Три «регулярные» дороги открывались в то время перед геологом, окончившим естественное отделение физико-математического факультета: минералогия — наука о минералах, находимых в земной коре, петрография — наука о горных породах, из которых состоит земная кора, и историческая геология. Ни одна из трех не влекла Докучаева. Напрасно смотрели на него с надеждой и палеонтологи, считавшие его почти «своим» после того, как он прогремел сделанной еще студентом замечательной находкой: он нашел костяк мамонта все на той же Качне, где, по убеждению тогдашних авторитетов, его никак не могло быть, и заставил-таки всех заинтересоваться этой смоленской речкой!
Сам же он, когда при нем поминали о мамонте, принимал наивно-удивленный вид и с озорным огоньком в глазах вопрошал самым глубоким своим басом:
— Ах, вы все про ту допотопную корову?
Вероятно, пренебрежительный тон был наигранно-преувеличенным, но в конце концов мамонт представлялся ему тоже «судорогой земли», чем-то вроде аризонского кратера…
А то, что его интересовало единственно и всепоглощающе, — это была поверхность земли, обыденная, необъятная, с которой так Тесно сплетена жизнь человека: наносы, овраги, реки и почвы, почвы. То, чем он только и хотел заниматься и что считал важнейшим для миллионов людей, — это была наука, которой не существовало. Не существовало не только в России, но и — «посудите сами — ни в Париже, ни в Оксфорде, ни в Берлине, ни в Иене!» Так уверяли его. И смысл этих уверений был тот, что науки такой не просто не существовало, но и не могло существовать.
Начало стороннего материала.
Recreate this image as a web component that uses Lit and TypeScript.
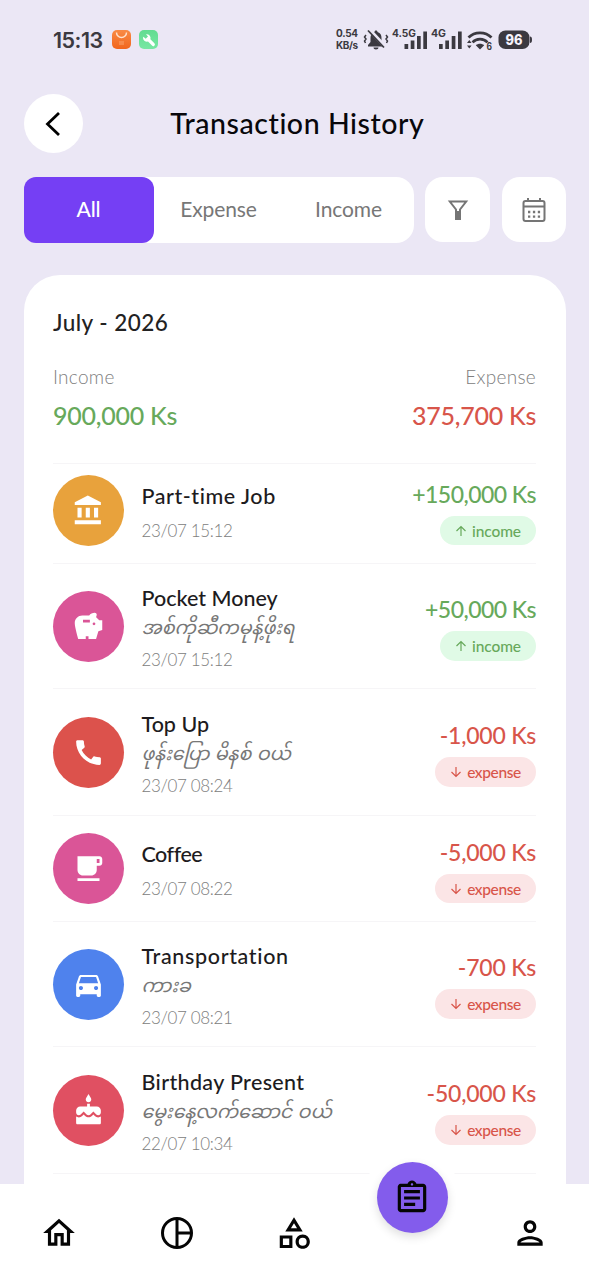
import { LitElement, html, css, svg, nothing } from "lit";
import { customElement, property } from "lit/decorators.js";

const paths: Record<string, string> = {
  bank: "M4 10v7h3v-7H4zm6 0v7h3v-7h-3zM2 22h19v-3H2v3zm14-12v7h3v-7h-3zm-4.5-9L2 6v2h19V6l-9.5-5z",
  savings: "M19.83 7.5l-2.27-2.27c.07-.42.18-.81.32-1.15.08-.18.12-.37.12-.58 0-.83-.67-1.5-1.5-1.5-1.64 0-3.09.79-4 2h-5C4.46 4 2 6.46 2 9.5S4.5 21 4.5 21H10v-2h2v2h5.5l1.68-5.59 2.82-.94V7.5h-2.17zM13 9H8V7h5v2zm3 2c-.55 0-1-.45-1-1s.45-1 1-1 1 .45 1 1-.45 1-1 1z",
  call: "M20.01 15.38c-1.23 0-2.42-.2-3.53-.56-.35-.12-.74-.03-1.01.24l-1.57 1.97c-2.83-1.35-5.48-3.9-6.89-6.83l1.95-1.66c.27-.28.35-.67.24-1.02-.37-1.11-.56-2.3-.56-3.53 0-.54-.45-.99-.99-.99H4.19C3.65 3 3 3.24 3 3.99 3 13.28 10.73 21 20.01 21c.71 0 .99-.63.99-1.18v-3.45c0-.54-.45-.99-.99-.99z",
  cafe: "M20 3H4v10c0 2.21 1.79 4 4 4h6c2.21 0 4-1.79 4-4v-3h2c1.11 0 2-.89 2-2V5c0-1.11-.89-2-2-2zm0 5h-2V5h2v3zM4 19h16v2H4z",
  car: "M18.92 6.01C18.72 5.42 18.16 5 17.5 5h-11c-.66 0-1.21.42-1.42 1.01L3 12v8c0 .55.45 1 1 1h1c.55 0 1-.45 1-1v-1h12v1c0 .55.45 1 1 1h1c.55 0 1-.45 1-1v-8l-2.08-5.99zM6.5 16c-.83 0-1.5-.67-1.5-1.5S5.67 13 6.5 13s1.5.67 1.5 1.5S7.33 16 6.5 16zm11 0c-.83 0-1.5-.67-1.5-1.5s.67-1.5 1.5-1.5 1.5.67 1.5 1.5-.67 1.5-1.5 1.5zM5 11l1.5-4.5h11L19 11H5z",
  cake: "M12 6c1.11 0 2-.9 2-2 0-.38-.1-.73-.29-1.03L12 0l-1.71 2.97c-.19.3-.29.65-.29 1.03 0 1.1.9 2 2 2zm4.6 9.99l-1.07-1.07-1.08 1.07c-1.3 1.3-3.58 1.31-4.89 0l-1.07-1.07-1.09 1.07C6.75 16.64 5.88 17 4.96 17c-.73 0-1.4-.23-1.96-.61V21c0 .55.45 1 1 1h16c.55 0 1-.45 1-1v-4.61c-.56.38-1.23.61-1.96.61-.92 0-1.79-.36-2.44-1.01zM18 9h-5V7h-2v2H6c-1.66 0-3 1.34-3 3v1.54c0 1.08.88 1.96 1.96 1.96.52 0 1.02-.2 1.38-.57l2.14-2.13 2.13 2.13c.74.74 2.03.74 2.77 0l2.14-2.13 2.13 2.13c.37.37.86.57 1.38.57 1.08 0 1.96-.88 1.96-1.96V12C21 10.34 19.66 9 18 9z",
  home: "M12 5.69l5 4.5V18h-2v-6H9v6H7v-7.81l5-4.5M12 3L2 12h3v8h6v-6h2v6h6v-8h3L12 3z",
  category: "M12 2l-5.5 9h11L12 2zm0 3.84L13.93 9h-3.87L12 5.84zM17.5 13c-2.49 0-4.5 2.01-4.5 4.5s2.01 4.5 4.5 4.5 4.5-2.01 4.5-4.5-2.01-4.5-4.5-4.5zm0 7a2.5 2.5 0 010-5 2.5 2.5 0 010 5zM3 21.5h8v-8H3v8zm2-6h4v4H5v-4z",
  person: "M12 6c1.1 0 2 .9 2 2s-.9 2-2 2-2-.9-2-2 .9-2 2-2m0 10c2.7 0 5.8 1.29 6 2H6c.23-.72 3.31-2 6-2m0-12C9.79 4 8 5.79 8 8s1.79 4 4 4 4-1.79 4-4-1.79-4-4-4zm0 10c-2.67 0-8 1.34-8 4v2h16v-2c0-2.66-5.33-4-8-4z",
  assignment: "M7 15h7v2H7zm0-4h10v2H7zm0-4h10v2H7zm12-4h-4.18C14.4 1.84 13.3 1 12 1c-1.3 0-2.4.84-2.82 2H5c-.14 0-.27.01-.4.04-.39.08-.74.28-1.01.55-.18.18-.33.4-.43.64-.1.23-.16.49-.16.77v14c0 .27.06.54.16.78s.25.45.43.64c.27.27.62.47 1.01.55.13.02.26.03.4.03h14c1.1 0 2-.9 2-2V5c0-1.1-.9-2-2-2zm-7-.25c.41 0 .75.34.75.75s-.34.75-.75.75-.75-.34-.75-.75.34-.75.75-.75zM19 19H5V5h14v14z",
};

const glyph = (name: string, size: number) => html`<svg
  width=${size} height=${size} viewBox="0 0 24 24" fill="currentColor"
>${svg`<path d=${paths[name]}></path>`}</svg>`;

interface Transaction {
  icon: string;
  tone: string;
  name: string;
  tracking: number;
  note?: string;
  date: string;
  amount: string;
  kind: "income" | "expense";
  height: number;
}

const transactions: Transaction[] = [
  { icon: "bank", tone: "#e8a23c", name: "Part-time Job", tracking: 0.55, date: "23/07 15:12", amount: "+150,000 Ks", kind: "income", height: 106 },
  { icon: "savings", tone: "#da5597", name: "Pocket Money", tracking: 0, note: "အစ်ကိုဆီကမုန့်ဖိုးရ", date: "23/07 15:12", amount: "+50,000 Ks", kind: "income", height: 125 },
  { icon: "call", tone: "#dc524c", name: "Top Up", tracking: 0, note: "ဖုန်းပြော မိနစ် ဝယ်", date: "23/07 08:24", amount: "-1,000 Ks", kind: "expense", height: 127 },
  { icon: "cafe", tone: "#da5597", name: "Coffee", tracking: -0.5, date: "23/07 08:22", amount: "-5,000 Ks", kind: "expense", height: 106 },
  { icon: "car", tone: "#4f82ed", name: "Transportation", tracking: 0.65, note: "ကားခ", date: "23/07 08:21", amount: "-700 Ks", kind: "expense", height: 125 },
  { icon: "cake", tone: "#e05062", name: "Birthday Present", tracking: 0.35, note: "မွေးနေ့လက်ဆောင် ဝယ်", date: "22/07 10:34", amount: "-50,000 Ks", kind: "expense", height: 127 },
];

@customElement("status-bar")
class StatusBar extends LitElement {
  static styles = css`
    :host { display: flex; align-items: center; justify-content: space-between; height: 80px; padding: 0 57px 0 53px; box-sizing: border-box; color: #3b3940; }
    .left { display: flex; align-items: center; }
    .time { font: 600 21.5px/30px Inter, sans-serif; letter-spacing: -0.5px; width: 58px; white-space: nowrap; }
    .apps { display: block; }
    .right { display: block; }
    .small { font: 700 10px Inter, sans-serif; }
    .battery { font: 800 14px Inter, sans-serif; }
  `;
  render() {
    return html`
      <div class="left">
        <span class="time">15:13</span>
        <svg class="apps" width="50" height="22" viewBox="0 0 50 22">
          <defs>
            <linearGradient id="o" x2="0" y2="1"><stop stop-color="#f98b45"/><stop offset="1" stop-color="#f1661d"/></linearGradient>
            <linearGradient id="g" x2="0" y2="1"><stop stop-color="#62dc91"/><stop offset="1" stop-color="#78e7a3"/></linearGradient>
          </defs>
          <rect x="1" y="1" width="19" height="19" rx="5" fill="url(#o)"/>
          <path d="M5.5 3.5a5 5 0 0 0 10 0" fill="none" stroke="#ffe2cc" stroke-width="1.5"/>
          <path d="M8 13h5M8 15h5" stroke="#fba56f" stroke-width="1"/>
          <rect x="28" y="1" width="19" height="19" rx="5" fill="url(#g)"/>
          <path d="M32 9a4 4 0 0 0 5 3.6l4 4a1.5 1.5 0 0 0 2.4-2.3l-4-4A4 4 0 0 0 35 5.2l2 2.3-2.3 2.2-2.4-2z" fill="#fff"/>
        </svg>
      </div>
      <svg class="right" width="197" height="26" viewBox="335 27 197 26" fill="currentColor">
        <text class="small" x="336" y="37" textLength="22">0.54</text>
        <text class="small" x="336" y="48.5" textLength="22">KB/s</text>
        <path d="M376 30.5c1 0 1.5.7 1.5 1.5 3 .8 4 3.2 4 6v4l2.5 3v1.5h-16V45l2.5-3v-4c0-2.8 1-5.2 4-6 0-.8.5-1.5 1.5-1.5zM373.5 47.5h5c0 1.3-1 2-2.5 2s-2.5-.7-2.5-2z"/>
        <path d="M368.5 29l17 18" stroke="#ebe7f5" stroke-width="4"/>
        <path d="M368 30.5l16 17" stroke="currentColor" stroke-width="1.8"/>
        <path d="M366 35l-1.5 2 1.5 2-1.5 2 1 2M386 35l1.5 2-1.5 2 1.5 2-1 2" fill="none" stroke="currentColor" stroke-width="1.5"/>
        <text class="small" x="392" y="37" textLength="24" lengthAdjust="spacingAndGlyphs">4.5G</text>
        <path d="M404.5 44h3.7v5h-3.7zM410.700 40.5h3.7V49h-3.7zM417 36h3.7v13H417zM423.300 31.5h3.7V49h-3.7z"/>
        <text class="small" x="431" y="37" textLength="15" lengthAdjust="spacingAndGlyphs">4G</text>
        <path d="M439 44h3.7v5H439zM445.300 40.5h3.7V49h-3.7zM451.700 36h3.7v13h-3.7zM458 31.5h3.7V49H458z"/>
        <g fill="none" stroke="currentColor" stroke-width="2.7">
          <path d="M468.5 37.5c6-6.3 17-6.3 23 0"/><path d="M472.5 42.3c4-4.3 11-4.3 15 0"/>
        </g>
        <path d="M480 49.5l-4.2-4.3c2.5-2 5.9-2 8.4 0zM467 43l2.3-3 2.3 3zM467 45.5h4.6l-2.3 3z"/>
        <text class="small" x="486.5" y="49.5" textLength="5.5" lengthAdjust="spacingAndGlyphs">6</text>
        <rect x="498.5" y="30.5" width="31" height="18.5" rx="7"/>
        <path d="M530 36.5q2 0 2 3.3t-2 3.3z"/>
        <text class="battery" x="505.5" y="45" textLength="17" lengthAdjust="spacingAndGlyphs" fill="#f5f2fb">96</text>
      </svg>`;
  }
}

@customElement("transaction-row")
class TransactionRow extends LitElement {
  @property({ attribute: false }) item!: Transaction;
  static styles = css`
    :host { display: block; font-variant-ligatures: none; }
    .row { display: flex; align-items: center; box-sizing: border-box; border-bottom: 1.5px solid #f6f5f7; }
    .badge { width: 71px; height: 71px; border-radius: 50%; flex: none; display: flex; align-items: center; justify-content: center; color: #fff; }
    .info { flex: 1; margin-left: 17.5px; display: flex; flex-direction: column; padding-top: 2px; white-space: nowrap; }
    .info.noted { padding-top: 3.5px; }
    .name { font-size: 21.5px; line-height: 28px; font-weight: 500; color: #1d1b20; }
    .note { font: italic 19px/30px Lato, "Noto Sans Myanmar", Padauk, sans-serif; color: #777; height: 29px; word-spacing: 1px; }
    .date { font-size: 17px; line-height: 22px; font-weight: 300; color: #808080; letter-spacing: -.35px; margin-top: 10px; }
    .noted .date { margin-top: 8px; }
    .side { display: flex; flex-direction: column; align-items: flex-end; padding-top: 3px; }
    .amount { font-size: 23px; line-height: 30px; font-weight: 500; white-space: nowrap; letter-spacing: -.22px; }
    .amount.income { letter-spacing: -.55px; }
    .pill { height: 29.5px; border-radius: 15px; display: flex; align-items: center; justify-content: center; gap: 5px; font-size: 15.5px; margin-top: 7px; width: 96px; font-weight: 500; }
    .income { color: #67a95b; } .expense { color: #d8554a; }
    .pill.income { background: #e0fae6; letter-spacing: -.1px; } .pill.expense { background: #fbe5e6; width: 101px; letter-spacing: -.4px; }
  `;
  render() {
    const t = this.item;
    return html`<div class="row" style="height:${t.height}px">
      <div class="badge" style="background:${t.tone}">${glyph(t.icon, 33)}</div>
      <div class="info ${t.note ? "noted" : ""}">
        <div class="name" style="letter-spacing:${t.tracking}px">${t.name}</div>
        ${t.note ? html`<div class="note">${t.note}</div>` : nothing}
        <div class="date">${t.date}</div>
      </div>
      <div class="side">
        <div class="amount ${t.kind}">${t.amount}</div>
        <div class="pill ${t.kind}">
          <svg width="12" height="12" viewBox="0 0 12 12" fill="none" stroke="currentColor" stroke-width="1.2">
            ${t.kind === "income" ? svg`<path d="M6 11V1.5M1.5 6L6 1.5 10.5 6"/>` : svg`<path d="M6 1v9.5M1.5 6L6 10.5 10.5 6"/>`}
          </svg><span>${t.kind}</span>
        </div>
      </div>
    </div>`;
  }
}

@customElement("app-root")
class AppRoot extends LitElement {
  static styles = css`
    :host { display: flex; flex-direction: column; height: 1280px; overflow: hidden; background: #ebe7f5; font-family: Lato, "Noto Sans", sans-serif; font-variant-ligatures: none; }
    .header { display: grid; grid-template-columns: 59px 1fr 59px; align-items: center; padding: 14px 18px 0 23.5px; height: 59px; flex: none; }
    .back { width: 59px; height: 59px; border-radius: 50%; background: #fff; display: flex; align-items: center; justify-content: center; }
    .title { text-align: center; font-size: 28.5px; line-height: 34px; padding-bottom: 2px; font-weight: 500; color: #08070b; white-space: nowrap; letter-spacing: .55px; }
    .filters { display: flex; align-items: flex-start; padding: 24px 23px 0 23.5px; flex: none; height: 66px; }
    .tabs { display: grid; grid-template-columns: repeat(3, 1fr); width: 390px; height: 66px; background: #fff; border-radius: 18px; }
    .tab { display: flex; align-items: center; justify-content: center; font-size: 21px; line-height: 26px; padding-bottom: 2px; color: #777; letter-spacing: -.1px; }
    .tab.active { background: #753ff4; color: #fff; border-radius: 12px; font-weight: 500; }
    .square { width: 65px; height: 65px; border-radius: 18px; background: #fff; margin-left: 11.5px; display: flex; align-items: center; justify-content: center; color: #757575; }
    .square.last { width: 64px; }
    .card { flex: 1; min-height: 0; margin: 32px 23px 0 23.5px; background: #fff; border-radius: 36px 36px 0 0; padding: 0 30px 0 29.5px; }
    .month { padding-top: 32px; font-size: 22.5px; line-height: 31px; font-weight: 500; color: #222; letter-spacing: .45px; }
    .totals { display: flex; justify-content: space-between; margin-top: 26px; height: 100px; border-bottom: 1.5px solid #f6f5f7; box-sizing: border-box; }
    .total { white-space: nowrap; }
    .total.right { text-align: right; }
    .label { font-size: 19px; line-height: 26px; font-weight: 300; color: #808080; letter-spacing: .3px; }
    .value { font-size: 25px; line-height: 34px; font-weight: 500; margin-top: 8px; letter-spacing: -.25px; }
    .green { color: #67a95b; } .red { color: #d8554a; }
    .list { margin-top: -6px; }
    .nav { position: relative; flex: none; height: 96px; background: #fff; display: grid; grid-template-columns: repeat(5, 1fr); place-items: center; color: #050505; }
    .notch { position: relative; top: -35.5px; width: 98px; height: 98px; border-radius: 50%; background: #fff; display: flex; align-items: center; justify-content: center; }
    .fab { width: 71px; height: 71px; border-radius: 50%; background: #835cec; display: flex; align-items: center; justify-content: center; box-shadow: 0 4px 10px rgba(0,0,0,.13); }
  `;
  render() {
    return html`
      <status-bar></status-bar>
      <div class="header">
        <div class="back"><svg width="22" height="28" viewBox="0 0 22 28" fill="none" stroke="#000" stroke-width="2.8"><path d="M17 3L5.500 14 17 25"/></svg></div>
        <div class="title">Transaction History</div>
      </div>
      <div class="filters">
        <div class="tabs">
          <div class="tab active">All</div><div class="tab">Expense</div><div class="tab">Income</div>
        </div>
        <div class="square"><svg width="24" height="24" viewBox="0 0 24 24" fill="none" stroke="currentColor" stroke-width="2"><path d="M3.8 3.5h16.4l-6.2 8V21h-4v-9.5z"/><path d="M12 13v8" stroke-width="4"/></svg></div>
        <div class="square last"><svg width="26" height="28" viewBox="0 0 26 28" fill="none" stroke="currentColor" stroke-width="2"><rect x="2.5" y="5" width="21" height="20" rx="2"/><path d="M2.5 10.5h21M7 2v4M19 2v4"/><path d="M7 16h2.3M11.900 16h2.3M16.800 16h2.3M7 20.700h2.3M11.900 20.700h2.3M16.800 20.700h2.3" stroke-width="2.3"/></svg></div>
      </div>
      <div class="card">
        <div class="month">July - 2026</div>
        <div class="totals">
          <div class="total"><div class="label">Income</div><div class="value green">900,000 Ks</div></div>
          <div class="total right"><div class="label">Expense</div><div class="value red">375,700 Ks</div></div>
        </div>
        <div class="list">${transactions.map((t) => html`<transaction-row .item=${t}></transaction-row>`)}</div>
      </div>
      <div class="nav">
        ${glyph("home", 38)}
        <svg width="38" height="38" viewBox="0 0 38 38" fill="none" stroke="currentColor" stroke-width="3"><circle cx="19" cy="19" r="14.5"/><path d="M19 4.5v29M19 19h14.5"/></svg>
        ${glyph("category", 38)}
        <div class="notch"><div class="fab">${glyph("assignment", 38)}</div></div>
        ${glyph("person", 38)}
      </div>`;
  }
}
Почва? Но с какой стороны его занимает этот тоненький горизонт земной коры? С точки зрения его происхождения? Так ведь геология может сказать, что надо, и об этом, урвав время от разбора, конечно, гораздо более сложных и важных вопросов о свитах девонских песчаников и триасовых рухляков. Какие тут секреты, в этик скучных отложениях, возникших чуть не на глазах, сегодня или вчера, во всяком случае в ту самую аллювиальную эпоху, в какую и мы живем? В них нет даже ни одной руководящей окаменелости. Отложения, которым исполнилась едва одна минута по часам, отмеряющим историю Земля!